2009 Subaru Forester

The Forester is the taint of the automotive world: taint a wagon, taint an SUV. It’s the embodiment of the notion that one car can be all things to all people.

But it isn’t.

As a wagon it succeeds, right until you start driving it. It’s got plenty of space for five adults, and a trunk that will hold a body and a half with the seats up and the cargo cover in pace. The rear seats recline for passenger comfort, which would be a lot cooler if they were comfortable or had, say, an actual cooler to hold all the beer you’d have to drink to like this car.

It fails as an SUV for oh so many reasons. It’s tall, but not as tall as even the smallest of comparable SUVs. It’s got more ground clearance than an Outback, but not as much as you’d want if you spend quality time in the sticks.

Then there’s the ride. Like the Outback, it stays relatively flat in the corners, but the Outback has the decency to feel taut while doing it. The Forester feels ponderous, almost detached, more so than in some other small SUVs I’ve driven (the Honda CR-V comes to mind). The ride is rough. The steering is numb. The brakes stop the car, but it all leaves you feeling rather uninvolved.

It’s a taint: taint good, taint bad.


Generalissimo: Hold on!

Walter Thurman: I am!

GEN: That’s the spirit!

The Forester lumbers into traffic.

WT: Would you consider taking this into battle?

GEN: Not on a bet!

WT: But it’s a wagon. You love wagons. It’s got space for five men armed to the teeth and a trunk big enough to—

GEN: It lacks finesse!

To prove his point, he tries power sliding the Forester, but only succeeds in scaring the old man out for his morning constitutional.

GEN: The all-wheel drive is good! The space is good! The passion…is lacking!

WT: So you don’t like it?

GEN: On the contrary! I would like to give a fleet of them to my enemies, so that when we next meet in battle, I will be assured victory!

Then he takes the car off-road. Huge mistake.

GEN: It’s improving!

WT: So now you like it?

He slides it around a turn, way, way too fast for the author’s tastes. The Generalissimo said something, but the author couldn’t hear his screaming over those of the Boy Scouts he damn near ran down.

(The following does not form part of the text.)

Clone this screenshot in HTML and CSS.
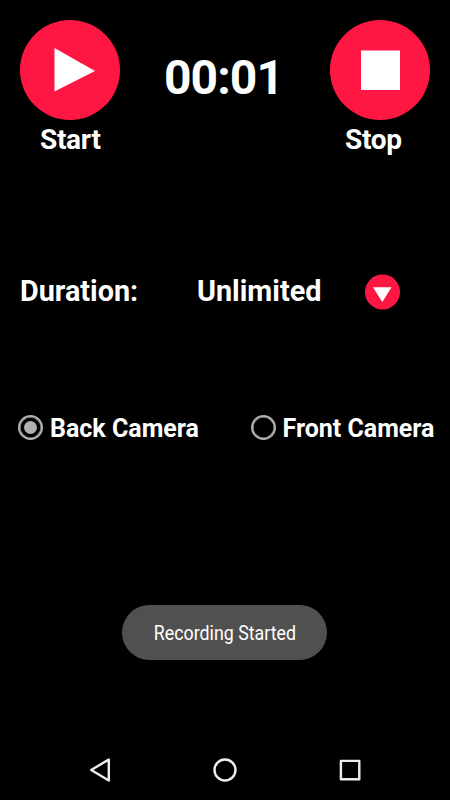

WT: Sorry, sir, but I missed that.

GEN: I said, it is the kind of car my brother would enjoy! Dull! Pedantic! Syphilitic!

WT: Syphilitic?

GEN: It is why I’m wearing gloves, my young friend!

He takes his hands off the wheel to wiggle his digits. The author snatches the wheel, just as more Boy Scouts emerge from the trees. The Generalissimo salutes them. The author steers between a pair of hundred-year-old hemlocks. The Generalissimo retakes the wheel.

GEN: Gloves are key! Remember, young Thurman, prophylactics save lives!

WT: You’re driving a car.

GEN: You can never be too careful! That’s why I’m also wearing the diaper!

The author rubs his eyes and prays for deliverance as the Generalissimo does his best Mika Hakkinen impersonation over the undulating gravel road.